CONTRIBUTED BY KATIE GARTNER/ADDITIONAL RESOURCES FROM LORI CLEYMANS
Like many of you reading this, I attended the Newcomers’ Orientation Welcome Aboard (NOWA) brief in a hazy state of mind brought on by a combination of jet lag and shock. Despite my semi-conscious state, I remember making the rounds of the various booths – speaking with representatives from the overwhelming assortment of entities, trying desperately to absorb the deluge of information, and collecting the requisite pamphlets, freebies, and refreshments.
Although much of that day is now a distant and foggy memory, I do remember stopping at a booth advertising employment-related information. At the time, finding a job was the last thing on my mind, but I remember the booth nonetheless. A friendly representative spoke with me about what their team had to offer me, and I distinctly remember the phrase “free classes.” At that moment, I mentally discarded everything I had just been told and inserted a mental placeholder that cynically read, “How good can ‘free’ possibly be?”
Six months later I was restless. I loved Okinawa but I was lacking a sense of purpose. A friend from my bowling league mentioned that she had started a new job with some group called “TAMP.” Though the meaning of the acronym eluded me, I could tell that she was truly passionate about whatever this mysterious TAMP place was all about. After a few weeks of hearing about how happy she was with her job, I asked her to tell me more about her group.
She told me that TAMP, or the Transition Assistance Management Program, helps people write resumes, practice interview skills, navigate the federal job application process, and learn various other career-related skills (Marie took the Federal Resume class, which you can read about here). She gave me a calendar of classes and I signed up for one purely out of curiosity. I approached my first class, “Career Assessment,” with a degree of skepticism. After all, how good can free be?
My cynicism quickly turned to admiration as the instructor deftly guided the class through a series of fun exercises, all culminating in realistic answers to the daunting question, “What do I want to be when I grow up?” I was so pleased with the class that I immediately signed up for several more. Each class provided a wealth of useful, up-to-date knowledge and skills. I found myself asking a new question, “Why didn’t I take these classes sooner?”
The answer to that question came after I had taken almost all of the course offerings. My friend, whom I now knew to be an important part of my career network, let me know about a job that she thought I would really enjoy. I worked hard to apply the skills I learned in the TAMP classes, as well as seeking out one-on-one help for my resume and interview. I was rewarded for my efforts, and was offered a position with the TAMP team. For the last year, I’ve had the ultimate satisfaction of working in a position that is perfect for me and with a team that I love.

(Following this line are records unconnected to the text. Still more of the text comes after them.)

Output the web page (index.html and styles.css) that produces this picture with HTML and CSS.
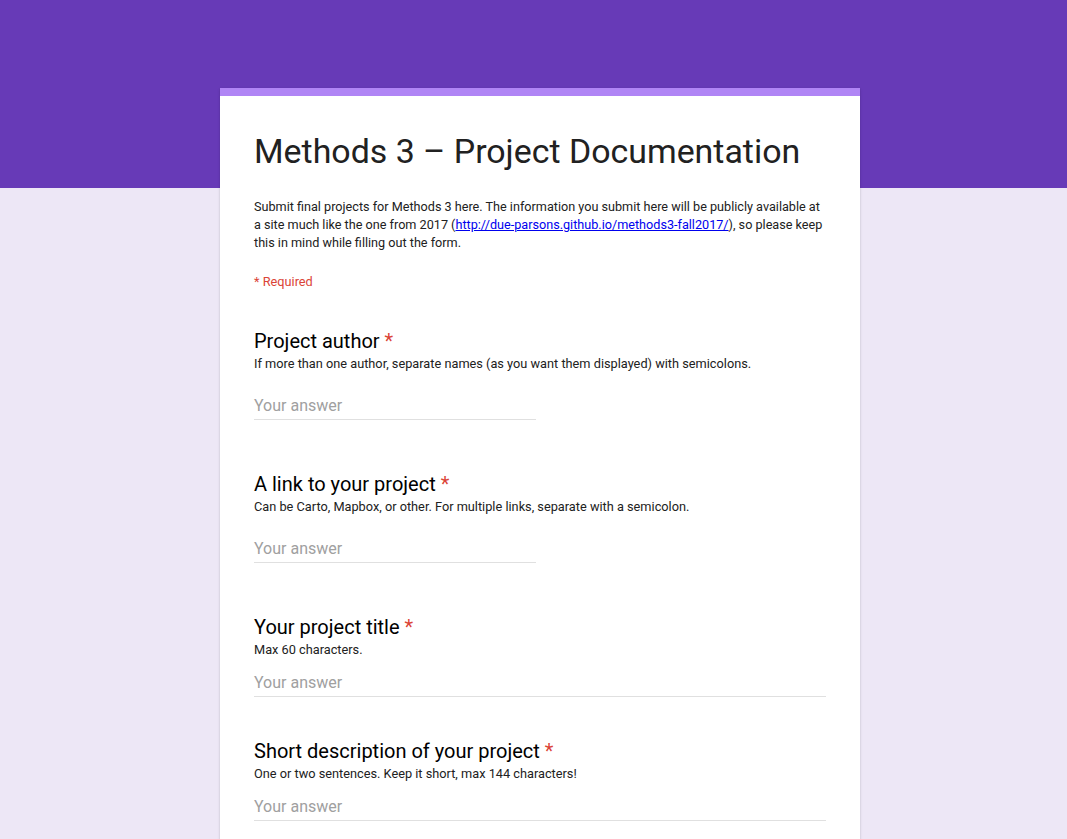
FILE: index.html
```html
<!DOCTYPE html>
<html lang="en">
<head>
<meta charset="utf-8">
<title>Methods 3 – Project Documentation</title>
<link rel="stylesheet" href="styles.css">
</head>
<body>
<div class="page">
  <form class="card">
    <div class="card-top"></div>
    <div class="card-body">
      <h1 class="form-title">Methods 3 – Project Documentation</h1>
      <p class="form-desc">Submit final projects for Methods 3 here. The information you submit here will be publicly available at a site much like the one from 2017 (<a href="#">http://due-parsons.github.io/methods3-fall2017/</a>), so please keep this in mind while filling out the form.</p>
      <p class="required-note">* Required</p>

      <div class="question q-first">
        <div class="q-title">Project author <span class="star">*</span></div>
        <div class="q-help">If more than one author, separate names (as you want them displayed) with semicolons.</div>
        <div class="answer short">Your answer</div>
      </div>

      <div class="question q-gap-lg">
        <div class="q-title">A link to your project <span class="star">*</span></div>
        <div class="q-help">Can be Carto, Mapbox, or other. For multiple links, separate with a semicolon.</div>
        <div class="answer short">Your answer</div>
      </div>

      <div class="question q-gap-lg">
        <div class="q-title">Your project title <span class="star">*</span></div>
        <div class="q-help">Max 60 characters.</div>
        <div class="answer long">Your answer</div>
      </div>

      <div class="question q-gap-md">
        <div class="q-title">Short description of your project <span class="star">*</span></div>
        <div class="q-help">One or two sentences. Keep it short, max 144 characters!</div>
        <div class="answer long">Your answer</div>
      </div>
    </div>
  </form>
</div>
</body>
</html>
```

FILE: styles.css
```css
html, body {
  margin: 0;
  padding: 0;
}

body {
  min-height: 839px;
  background: linear-gradient(#673ab7 0, #673ab7 188px, #ede7f6 188px, #ede7f6 100%);
  font-family: Roboto, "Noto Sans", Arial, sans-serif;
  color: #202124;
}

.page {
  display: flex;
  justify-content: center;
  padding: 88px 0 40px 13px;
}

.card {
  width: 640px;
  background: #fff;
  box-shadow: 0 2px 1px -1px rgba(0,0,0,.2), 0 1px 1px 0 rgba(0,0,0,.14), 0 1px 3px 0 rgba(0,0,0,.12);
}

.card-top {
  height: 8px;
  background: #b085f5;
}

.card-body {
  padding: 36px 33px 40px 34px;
}

.form-title {
  margin: 0;
  font-size: 33.9px;
  line-height: 40px;
  font-weight: 400;
  color: #212121;
}

.form-desc {
  margin: 26px 0 0 0;
  font-size: 12.65px;
  line-height: 18px;
  color: #212121;
}

.form-desc a {
  color: #0000ee;
  text-decoration: underline;
}

.required-note {
  margin: 21px 0 0 0;
  font-size: 12.75px;
  line-height: 18px;
  color: #db4437;
}

.question.q-first { margin-top: 38px; }
.question.q-gap-lg { margin-top: 52px; }
.question.q-gap-md { margin-top: 42px; }

.q-title {
  font-size: 20px;
  line-height: 24px;
  color: #000;
}

.star {
  color: #db4437;
}

.q-help {
  margin-top: 2px;
  font-size: 12.75px;
  line-height: 18px;
  color: #212121;
}

.answer {
  font-size: 16px;
  line-height: 24px;
  color: #a0a0a0;
  border-bottom: 1px solid #e0e0e0;
  padding-bottom: 1px;
}

.answer.short {
  width: 282px;
  margin-top: 21px;
}

.answer.long {
  width: 572px;
  margin-top: 12px;
}
```
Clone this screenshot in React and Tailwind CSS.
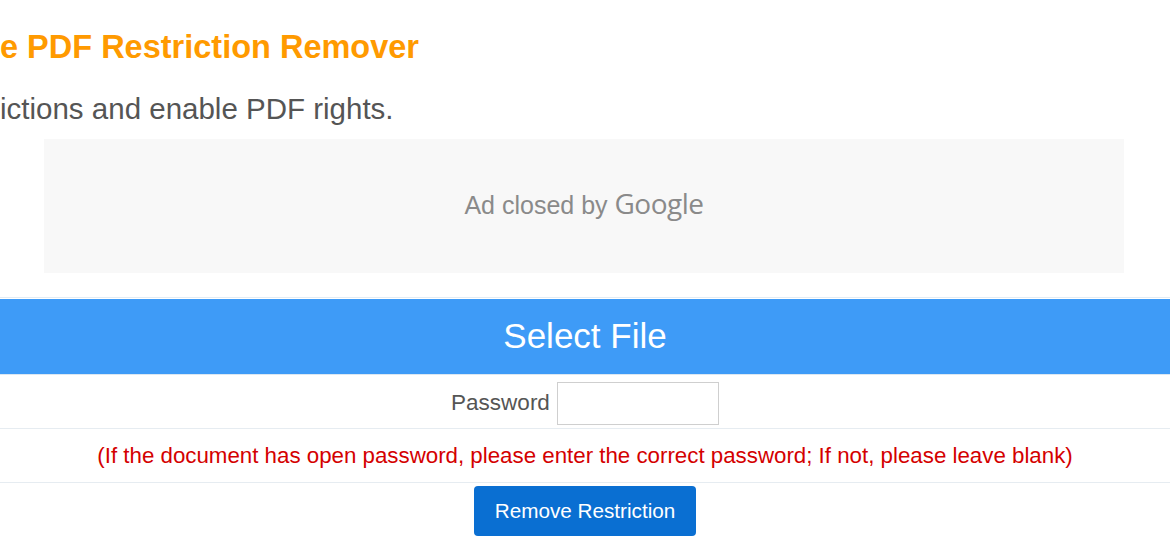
const App = () => {
    return (
        <div className="w-[1170px] h-[550px] overflow-hidden bg-white font-['Liberation_Sans',Arial,sans-serif]">
            {/* heading */}
            <h1 className="pt-[29px] text-[32.5px] leading-[36px] font-bold text-[#ff9a00] whitespace-nowrap">
                e PDF Restriction Remover
            </h1>
            <p className="mt-[28px] text-[29.5px] leading-[32px] text-[#555] whitespace-nowrap">
                ictions and enable PDF rights.
            </p>

            {/* closed ad */}
            <div className="ml-[44px] mt-[14px] w-[1080px] h-[134px] pb-[6px] bg-[#f8f8f8] flex items-center justify-center">
                <span className="text-[25px] text-[#8a8a8a]">
                    Ad closed by <span className="font-['Open_Sans',sans-serif] text-[28px] tracking-[-0.5px]">Google</span>
                </span>
            </div>

            {/* form */}
            <div className="mt-[24px] border-t border-[#e2ebf3]">
                <div className="mt-[1px] h-[76px] bg-[#3e9bf7] flex items-center justify-center border-b border-[#dbe7f2]">
                    <span className="text-[35px] text-white">Select File</span>
                </div>
                <div className="h-[54px] pt-[3px] flex items-center justify-center gap-[7px] border-b border-[#e6ecf1]">
                    <label className="text-[22.5px] text-[#555]">Password</label>
                    <input type="password" className="w-[162px] h-[43px] border border-[#cfcfcf] bg-white outline-none" />
                </div>
                <div className="h-[54px] flex items-center justify-center border-b border-[#e6ecf1]">
                    <span className="text-[22.3px] text-[#d40000] whitespace-nowrap">
                        (If the document has open password, please enter the correct password; If not, please leave blank)
                    </span>
                </div>
                <div className="pt-[3px] flex justify-center">
                    <button className="w-[222px] h-[50px] rounded-[4px] bg-[#0a6fd2] text-white text-[20.7px]">
                        Remove Restriction
                    </button>
                </div>
            </div>
        </div>
    )
}

export default App
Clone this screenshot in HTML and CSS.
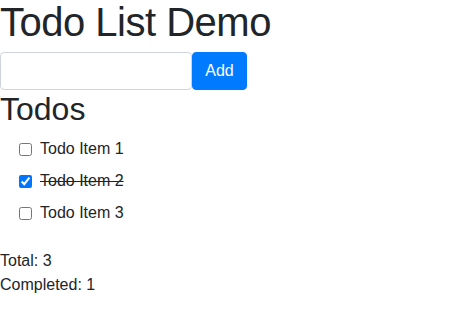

And that’s how amazing, awesome, fantastic, and wonderful free can be!
How TAMP can help YOU:
Whether you are looking for a job in Okinawa or you are heading back to the states and need help with your job search, the Marine & Family Programs-Resources can help. They offer workshops on:
- Federal Government Employment Process
- Resume Writing
- Federal Resume Writing
- Ace the Interview
- Career Assessment
- Professional Communication
- Job Fair Success
- Social Network Your Way to a Job
TAMP has offices on Camps Schwab, Hansen, Courtney, Foster, and Kinser. Their team offers assistance through the maze of finding a job.